Gather the lines that hold the string "styles".

> [Dataset extract]:

━━━━━━━━━━

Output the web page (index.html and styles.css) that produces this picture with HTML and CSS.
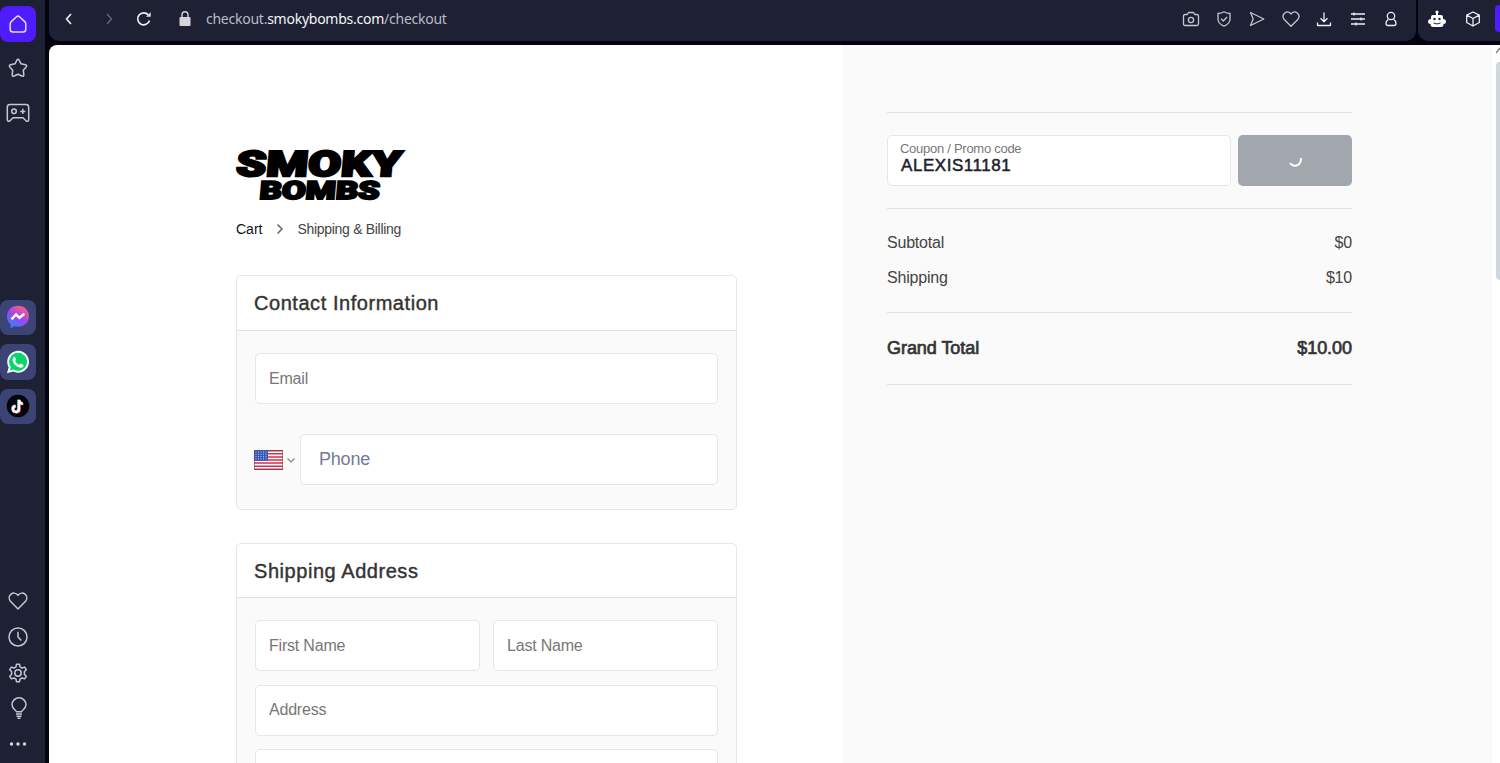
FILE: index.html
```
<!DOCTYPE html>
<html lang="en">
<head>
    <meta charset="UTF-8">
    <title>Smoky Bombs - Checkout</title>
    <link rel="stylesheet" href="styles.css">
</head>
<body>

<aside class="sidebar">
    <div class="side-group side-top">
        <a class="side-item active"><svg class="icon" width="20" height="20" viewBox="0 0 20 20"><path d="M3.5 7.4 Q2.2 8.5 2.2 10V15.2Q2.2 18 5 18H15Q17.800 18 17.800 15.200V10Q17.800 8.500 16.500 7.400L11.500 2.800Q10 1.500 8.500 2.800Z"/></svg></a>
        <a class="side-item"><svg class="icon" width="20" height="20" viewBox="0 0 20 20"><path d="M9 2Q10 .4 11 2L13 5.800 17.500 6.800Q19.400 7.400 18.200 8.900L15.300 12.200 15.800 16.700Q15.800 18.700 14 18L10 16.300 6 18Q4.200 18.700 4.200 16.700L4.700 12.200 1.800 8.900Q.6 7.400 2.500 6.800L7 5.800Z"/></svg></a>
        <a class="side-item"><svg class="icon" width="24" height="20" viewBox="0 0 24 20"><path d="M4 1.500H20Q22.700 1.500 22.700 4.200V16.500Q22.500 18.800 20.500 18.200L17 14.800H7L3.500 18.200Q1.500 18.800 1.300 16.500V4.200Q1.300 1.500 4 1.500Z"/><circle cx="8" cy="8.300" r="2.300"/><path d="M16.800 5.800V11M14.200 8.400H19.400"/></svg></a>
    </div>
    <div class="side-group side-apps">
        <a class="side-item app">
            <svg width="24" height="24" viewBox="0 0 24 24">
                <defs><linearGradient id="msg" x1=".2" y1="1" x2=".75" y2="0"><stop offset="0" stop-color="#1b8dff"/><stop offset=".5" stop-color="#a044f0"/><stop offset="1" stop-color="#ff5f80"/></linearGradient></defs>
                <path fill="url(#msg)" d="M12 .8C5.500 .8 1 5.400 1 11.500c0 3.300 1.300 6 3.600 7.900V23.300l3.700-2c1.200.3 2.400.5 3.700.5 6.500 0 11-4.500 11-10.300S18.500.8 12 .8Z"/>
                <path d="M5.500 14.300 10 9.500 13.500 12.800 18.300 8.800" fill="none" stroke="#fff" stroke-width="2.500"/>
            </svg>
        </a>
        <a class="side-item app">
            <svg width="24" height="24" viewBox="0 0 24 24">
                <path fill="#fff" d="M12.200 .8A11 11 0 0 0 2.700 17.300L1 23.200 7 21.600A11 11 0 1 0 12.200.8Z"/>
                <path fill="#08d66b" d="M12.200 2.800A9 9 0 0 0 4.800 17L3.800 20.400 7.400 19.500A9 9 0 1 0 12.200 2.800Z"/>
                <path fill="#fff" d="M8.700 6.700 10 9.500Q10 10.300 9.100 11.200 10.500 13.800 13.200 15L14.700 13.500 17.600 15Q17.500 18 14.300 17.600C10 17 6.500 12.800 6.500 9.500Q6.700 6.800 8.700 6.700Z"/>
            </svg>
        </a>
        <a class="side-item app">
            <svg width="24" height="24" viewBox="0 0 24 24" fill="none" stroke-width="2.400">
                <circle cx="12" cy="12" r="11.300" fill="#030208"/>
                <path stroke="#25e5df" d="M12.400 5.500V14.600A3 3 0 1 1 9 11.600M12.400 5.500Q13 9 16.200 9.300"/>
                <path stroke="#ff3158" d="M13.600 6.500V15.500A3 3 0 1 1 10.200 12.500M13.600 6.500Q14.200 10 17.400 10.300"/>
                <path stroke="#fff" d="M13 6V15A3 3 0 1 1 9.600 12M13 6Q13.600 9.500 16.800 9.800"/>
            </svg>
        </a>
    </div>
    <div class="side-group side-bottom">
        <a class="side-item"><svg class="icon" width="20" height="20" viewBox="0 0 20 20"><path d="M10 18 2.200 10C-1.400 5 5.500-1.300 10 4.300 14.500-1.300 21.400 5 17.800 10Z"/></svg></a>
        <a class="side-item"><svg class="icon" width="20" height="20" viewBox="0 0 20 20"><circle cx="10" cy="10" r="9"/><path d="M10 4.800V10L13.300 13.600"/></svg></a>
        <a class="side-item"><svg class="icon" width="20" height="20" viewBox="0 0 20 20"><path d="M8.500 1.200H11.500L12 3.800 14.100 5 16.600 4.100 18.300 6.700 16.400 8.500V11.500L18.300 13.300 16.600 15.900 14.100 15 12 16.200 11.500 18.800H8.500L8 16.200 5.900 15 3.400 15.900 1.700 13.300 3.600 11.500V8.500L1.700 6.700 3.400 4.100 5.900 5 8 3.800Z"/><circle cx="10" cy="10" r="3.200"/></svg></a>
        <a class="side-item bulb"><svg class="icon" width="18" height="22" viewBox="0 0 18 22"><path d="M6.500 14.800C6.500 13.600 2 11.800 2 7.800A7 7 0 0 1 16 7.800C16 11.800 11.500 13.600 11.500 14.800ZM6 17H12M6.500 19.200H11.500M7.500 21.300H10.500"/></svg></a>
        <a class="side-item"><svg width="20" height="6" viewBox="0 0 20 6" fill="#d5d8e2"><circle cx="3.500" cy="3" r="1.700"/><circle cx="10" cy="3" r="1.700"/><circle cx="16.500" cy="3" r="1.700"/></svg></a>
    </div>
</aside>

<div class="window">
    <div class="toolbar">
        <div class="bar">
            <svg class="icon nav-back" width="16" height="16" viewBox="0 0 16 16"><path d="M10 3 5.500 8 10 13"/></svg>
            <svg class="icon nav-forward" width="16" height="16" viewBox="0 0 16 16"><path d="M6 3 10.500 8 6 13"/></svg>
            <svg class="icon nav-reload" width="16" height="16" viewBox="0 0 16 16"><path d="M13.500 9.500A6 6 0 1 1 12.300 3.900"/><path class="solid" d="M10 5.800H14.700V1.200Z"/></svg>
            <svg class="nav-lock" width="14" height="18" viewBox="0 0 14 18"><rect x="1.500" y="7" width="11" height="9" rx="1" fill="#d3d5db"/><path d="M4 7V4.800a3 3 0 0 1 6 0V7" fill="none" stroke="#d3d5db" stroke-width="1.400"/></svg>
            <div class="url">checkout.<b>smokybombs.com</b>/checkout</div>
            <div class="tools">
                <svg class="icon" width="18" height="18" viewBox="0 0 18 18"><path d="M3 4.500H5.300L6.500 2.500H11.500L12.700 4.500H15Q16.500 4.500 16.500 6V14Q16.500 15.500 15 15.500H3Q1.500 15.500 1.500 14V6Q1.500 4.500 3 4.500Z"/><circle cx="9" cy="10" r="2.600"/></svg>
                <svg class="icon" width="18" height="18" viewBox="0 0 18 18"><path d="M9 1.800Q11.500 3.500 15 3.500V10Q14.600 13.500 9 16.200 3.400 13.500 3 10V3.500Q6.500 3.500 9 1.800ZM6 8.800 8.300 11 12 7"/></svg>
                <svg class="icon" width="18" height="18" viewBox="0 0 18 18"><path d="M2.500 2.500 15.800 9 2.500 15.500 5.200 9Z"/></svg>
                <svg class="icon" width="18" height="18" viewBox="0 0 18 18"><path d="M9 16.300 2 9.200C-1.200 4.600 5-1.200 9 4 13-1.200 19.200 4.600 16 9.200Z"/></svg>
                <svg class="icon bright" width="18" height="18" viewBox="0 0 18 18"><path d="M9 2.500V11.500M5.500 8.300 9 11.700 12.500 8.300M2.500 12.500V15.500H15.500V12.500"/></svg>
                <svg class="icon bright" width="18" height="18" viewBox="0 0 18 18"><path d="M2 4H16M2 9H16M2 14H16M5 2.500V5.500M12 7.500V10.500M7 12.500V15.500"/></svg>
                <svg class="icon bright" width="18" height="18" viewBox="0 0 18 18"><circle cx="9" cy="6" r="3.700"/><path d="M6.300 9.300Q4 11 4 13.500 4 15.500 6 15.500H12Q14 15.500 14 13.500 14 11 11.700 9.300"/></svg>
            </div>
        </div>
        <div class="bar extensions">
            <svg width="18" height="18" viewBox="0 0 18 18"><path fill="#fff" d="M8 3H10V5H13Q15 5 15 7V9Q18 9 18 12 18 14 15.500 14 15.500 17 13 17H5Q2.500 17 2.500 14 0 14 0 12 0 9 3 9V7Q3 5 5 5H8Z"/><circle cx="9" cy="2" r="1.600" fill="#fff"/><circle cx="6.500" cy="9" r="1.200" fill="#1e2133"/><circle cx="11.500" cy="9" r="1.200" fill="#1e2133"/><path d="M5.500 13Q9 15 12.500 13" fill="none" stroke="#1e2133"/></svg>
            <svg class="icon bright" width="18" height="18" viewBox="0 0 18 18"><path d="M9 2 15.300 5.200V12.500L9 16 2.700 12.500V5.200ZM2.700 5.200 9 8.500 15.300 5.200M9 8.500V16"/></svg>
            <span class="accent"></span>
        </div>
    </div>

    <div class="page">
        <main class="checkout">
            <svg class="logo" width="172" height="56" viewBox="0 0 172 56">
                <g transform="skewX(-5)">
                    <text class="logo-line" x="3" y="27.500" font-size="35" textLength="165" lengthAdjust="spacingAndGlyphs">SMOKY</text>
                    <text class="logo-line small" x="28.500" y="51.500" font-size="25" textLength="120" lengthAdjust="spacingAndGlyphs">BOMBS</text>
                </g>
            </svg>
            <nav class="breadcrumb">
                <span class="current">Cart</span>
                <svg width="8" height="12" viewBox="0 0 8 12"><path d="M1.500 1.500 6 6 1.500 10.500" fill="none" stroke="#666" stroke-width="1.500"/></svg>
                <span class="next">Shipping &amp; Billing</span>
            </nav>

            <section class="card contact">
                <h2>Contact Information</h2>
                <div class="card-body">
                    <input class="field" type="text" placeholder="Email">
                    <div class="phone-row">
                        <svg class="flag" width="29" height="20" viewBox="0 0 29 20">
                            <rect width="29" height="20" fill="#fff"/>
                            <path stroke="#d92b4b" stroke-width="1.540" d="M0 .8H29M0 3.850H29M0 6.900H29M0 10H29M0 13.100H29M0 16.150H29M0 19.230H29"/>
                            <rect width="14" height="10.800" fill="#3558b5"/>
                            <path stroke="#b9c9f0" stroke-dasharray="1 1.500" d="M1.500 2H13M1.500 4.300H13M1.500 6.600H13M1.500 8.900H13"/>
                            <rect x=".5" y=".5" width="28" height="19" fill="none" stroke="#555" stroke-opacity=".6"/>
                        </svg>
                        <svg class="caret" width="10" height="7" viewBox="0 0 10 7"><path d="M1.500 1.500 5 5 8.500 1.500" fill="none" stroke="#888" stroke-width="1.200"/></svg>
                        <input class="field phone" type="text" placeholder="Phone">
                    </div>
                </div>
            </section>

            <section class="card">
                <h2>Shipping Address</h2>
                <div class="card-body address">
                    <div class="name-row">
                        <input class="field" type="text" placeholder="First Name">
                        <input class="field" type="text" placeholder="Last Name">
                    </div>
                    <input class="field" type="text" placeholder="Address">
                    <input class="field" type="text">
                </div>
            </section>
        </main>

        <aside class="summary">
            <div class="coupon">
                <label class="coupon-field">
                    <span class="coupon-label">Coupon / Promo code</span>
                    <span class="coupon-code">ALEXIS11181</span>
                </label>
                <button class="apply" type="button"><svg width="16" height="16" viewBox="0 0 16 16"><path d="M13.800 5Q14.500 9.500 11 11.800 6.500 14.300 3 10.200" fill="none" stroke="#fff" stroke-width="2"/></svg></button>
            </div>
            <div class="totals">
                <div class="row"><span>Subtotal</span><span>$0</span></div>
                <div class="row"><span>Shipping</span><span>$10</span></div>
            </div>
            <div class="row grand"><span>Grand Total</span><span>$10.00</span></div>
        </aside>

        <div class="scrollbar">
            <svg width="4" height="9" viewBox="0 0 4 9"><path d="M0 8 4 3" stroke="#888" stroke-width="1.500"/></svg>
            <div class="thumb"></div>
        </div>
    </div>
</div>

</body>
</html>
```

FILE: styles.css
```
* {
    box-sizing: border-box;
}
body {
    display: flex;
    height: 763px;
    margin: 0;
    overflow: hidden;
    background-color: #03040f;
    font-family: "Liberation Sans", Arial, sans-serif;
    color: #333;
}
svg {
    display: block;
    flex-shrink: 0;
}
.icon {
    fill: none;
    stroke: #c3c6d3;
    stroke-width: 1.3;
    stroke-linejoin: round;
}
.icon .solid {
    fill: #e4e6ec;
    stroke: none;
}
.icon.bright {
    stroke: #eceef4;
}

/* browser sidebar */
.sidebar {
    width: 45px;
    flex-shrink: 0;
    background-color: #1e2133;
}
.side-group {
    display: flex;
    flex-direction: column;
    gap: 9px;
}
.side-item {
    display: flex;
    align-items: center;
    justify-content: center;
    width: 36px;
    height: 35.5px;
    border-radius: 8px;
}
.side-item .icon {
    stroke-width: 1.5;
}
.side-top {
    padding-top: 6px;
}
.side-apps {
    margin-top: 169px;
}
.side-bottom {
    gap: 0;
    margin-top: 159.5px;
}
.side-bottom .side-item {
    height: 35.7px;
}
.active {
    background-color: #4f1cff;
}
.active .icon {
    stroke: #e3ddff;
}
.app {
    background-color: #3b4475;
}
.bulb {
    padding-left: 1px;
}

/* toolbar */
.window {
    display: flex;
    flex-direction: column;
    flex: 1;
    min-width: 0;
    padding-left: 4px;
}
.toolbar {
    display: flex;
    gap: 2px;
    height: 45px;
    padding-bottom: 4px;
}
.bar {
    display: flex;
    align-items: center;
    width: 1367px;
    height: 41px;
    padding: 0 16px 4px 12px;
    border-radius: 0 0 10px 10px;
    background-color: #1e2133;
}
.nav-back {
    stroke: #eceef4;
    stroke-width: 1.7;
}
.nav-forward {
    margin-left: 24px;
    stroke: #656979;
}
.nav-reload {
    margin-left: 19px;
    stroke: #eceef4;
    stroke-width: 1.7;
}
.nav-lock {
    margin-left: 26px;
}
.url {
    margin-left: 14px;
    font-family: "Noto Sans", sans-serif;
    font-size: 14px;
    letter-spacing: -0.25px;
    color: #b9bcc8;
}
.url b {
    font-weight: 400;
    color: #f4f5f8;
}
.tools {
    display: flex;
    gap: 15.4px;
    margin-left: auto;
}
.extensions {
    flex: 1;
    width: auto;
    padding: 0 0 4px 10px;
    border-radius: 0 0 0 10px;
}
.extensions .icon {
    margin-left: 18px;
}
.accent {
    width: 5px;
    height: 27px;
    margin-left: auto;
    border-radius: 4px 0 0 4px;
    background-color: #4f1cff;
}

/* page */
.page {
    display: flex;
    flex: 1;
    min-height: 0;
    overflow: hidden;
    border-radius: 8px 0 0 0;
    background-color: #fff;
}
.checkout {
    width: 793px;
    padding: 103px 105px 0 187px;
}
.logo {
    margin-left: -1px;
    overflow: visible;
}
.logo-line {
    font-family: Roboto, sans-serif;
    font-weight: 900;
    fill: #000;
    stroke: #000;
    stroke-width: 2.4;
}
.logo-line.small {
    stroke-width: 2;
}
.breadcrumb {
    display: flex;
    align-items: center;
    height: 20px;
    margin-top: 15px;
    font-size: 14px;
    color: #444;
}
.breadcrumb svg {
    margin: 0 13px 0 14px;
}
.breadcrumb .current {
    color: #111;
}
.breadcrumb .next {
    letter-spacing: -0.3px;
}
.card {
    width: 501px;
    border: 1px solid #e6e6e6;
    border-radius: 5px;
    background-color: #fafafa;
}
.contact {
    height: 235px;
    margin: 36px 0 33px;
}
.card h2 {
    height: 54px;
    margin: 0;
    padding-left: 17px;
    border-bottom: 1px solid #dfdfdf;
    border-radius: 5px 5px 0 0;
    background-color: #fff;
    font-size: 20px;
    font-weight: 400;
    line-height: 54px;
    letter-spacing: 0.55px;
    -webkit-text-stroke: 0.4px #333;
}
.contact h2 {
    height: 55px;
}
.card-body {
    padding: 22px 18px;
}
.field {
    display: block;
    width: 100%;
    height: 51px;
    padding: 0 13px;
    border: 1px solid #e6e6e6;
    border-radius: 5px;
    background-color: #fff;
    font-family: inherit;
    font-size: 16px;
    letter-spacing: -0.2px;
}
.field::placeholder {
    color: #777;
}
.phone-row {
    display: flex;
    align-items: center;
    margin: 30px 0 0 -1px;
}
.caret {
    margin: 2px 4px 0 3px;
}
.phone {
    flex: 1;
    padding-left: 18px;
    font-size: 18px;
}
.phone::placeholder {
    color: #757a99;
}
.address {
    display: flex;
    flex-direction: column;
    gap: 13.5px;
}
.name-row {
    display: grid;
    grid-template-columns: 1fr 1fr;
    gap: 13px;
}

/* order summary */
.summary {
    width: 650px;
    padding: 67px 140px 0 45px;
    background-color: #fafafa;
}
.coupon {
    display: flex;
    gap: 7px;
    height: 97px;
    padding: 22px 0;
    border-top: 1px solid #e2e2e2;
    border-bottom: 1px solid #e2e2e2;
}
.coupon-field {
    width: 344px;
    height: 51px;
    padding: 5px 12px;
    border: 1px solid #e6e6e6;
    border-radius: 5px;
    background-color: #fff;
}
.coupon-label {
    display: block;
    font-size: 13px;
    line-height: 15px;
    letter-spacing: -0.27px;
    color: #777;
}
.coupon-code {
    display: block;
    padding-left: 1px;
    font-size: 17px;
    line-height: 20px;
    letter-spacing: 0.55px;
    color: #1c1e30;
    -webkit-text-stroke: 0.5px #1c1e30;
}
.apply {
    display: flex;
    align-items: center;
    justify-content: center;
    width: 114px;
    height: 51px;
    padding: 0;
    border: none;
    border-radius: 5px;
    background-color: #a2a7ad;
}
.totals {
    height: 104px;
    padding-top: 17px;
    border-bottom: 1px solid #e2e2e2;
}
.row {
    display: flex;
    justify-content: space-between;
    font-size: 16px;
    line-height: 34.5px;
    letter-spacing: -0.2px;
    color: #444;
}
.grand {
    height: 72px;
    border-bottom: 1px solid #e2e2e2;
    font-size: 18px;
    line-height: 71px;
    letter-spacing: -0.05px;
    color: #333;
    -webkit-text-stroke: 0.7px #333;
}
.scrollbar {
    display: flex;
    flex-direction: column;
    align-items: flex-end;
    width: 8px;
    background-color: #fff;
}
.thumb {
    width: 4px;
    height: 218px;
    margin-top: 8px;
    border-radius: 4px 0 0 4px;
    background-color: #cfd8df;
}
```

━━━━━━━━━━

> [The answer]:
Output the web page (index.html and styles.css) that produces this picture with HTML and CSS.
    <link rel="stylesheet" href="styles.css">
FILE: styles.css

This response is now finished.